J 7,40-53 Wśród słuchających Go tłumów odezwały się głosy: «Ten prawdziwie jest prorokiem». Inni mówili: «To jest Mesjasz». «Ale – […]

J 7,40-53
Wśród słuchających Go tłumów odezwały się głosy: «Ten prawdziwie jest prorokiem». Inni mówili: «To jest Mesjasz». «Ale – mówili drudzy – czyż Mesjasz przyjdzie z Galilei? Czyż Pismo nie mówi, że Mesjasz będzie pochodził z potomstwa Dawidowego i z miasteczka Betlejem?». I powstało w tłumie rozdwojenie z Jego powodu. Niektórzy chcieli Go nawet pojmać, lecz nikt nie odważył się podnieść na Niego ręki. Wrócili więc strażnicy do arcykapłanów i faryzeuszów, a ci rzekli do nich: «Czemuście Go nie pojmali?». Strażnicy odpowiedzieli: «Nigdy jeszcze nikt nie przemawiał tak, jak ten człowiek przemawia». Odpowiedzieli im faryzeusze: «Czyż i wy daliście się zwieść? Czy ktoś ze zwierzchników lub faryzeuszów uwierzył w Niego?

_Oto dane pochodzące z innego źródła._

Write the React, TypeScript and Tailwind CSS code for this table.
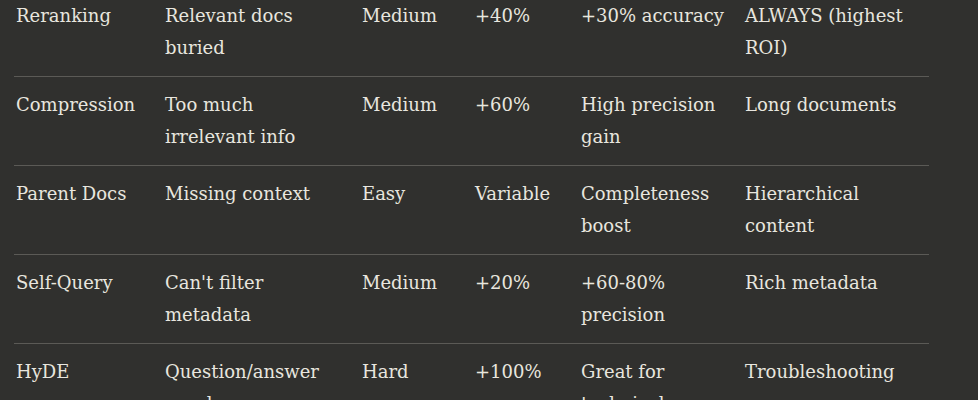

A ten tłum, który nie zna Prawa, jest przeklęty». Odezwał się do nich jeden spośród nich, Nikodem, ten, który przedtem przyszedł do Niego: «Czy Prawo nasze potępia człowieka, zanim go wpierw przesłucha i zbada, co czyni?». Odpowiedzieli mu: «Czy i ty jesteś z Galilei? Zbadaj, zobacz, że żaden prorok nie powstaje z Galilei». I rozeszli się – każdy do swego domu.

Prawda dociera do nas często powoli, potrzebujemy godzin i dni, żeby zrozumieć, że tamto wydarzenie ze szkoły podstawowej nauczyło nas czegoś, słowo rodziców było prawdziwe, choć wtedy myśleliśmy zupełnie inaczej. Ludzie, którzy słuchali Jezusa, pozwalali, żeby ta prawda od razu docierała do ich serc, i część z nich zmieniła zdanie. Nikodem jest dobrym przykładem tego, że serce czasem wyrywa się ze znanych sobie schematów i zaczyna pragnąć pójścia za Jezusem.
Za czym dziś tęskni moje serce? Czego pragnę?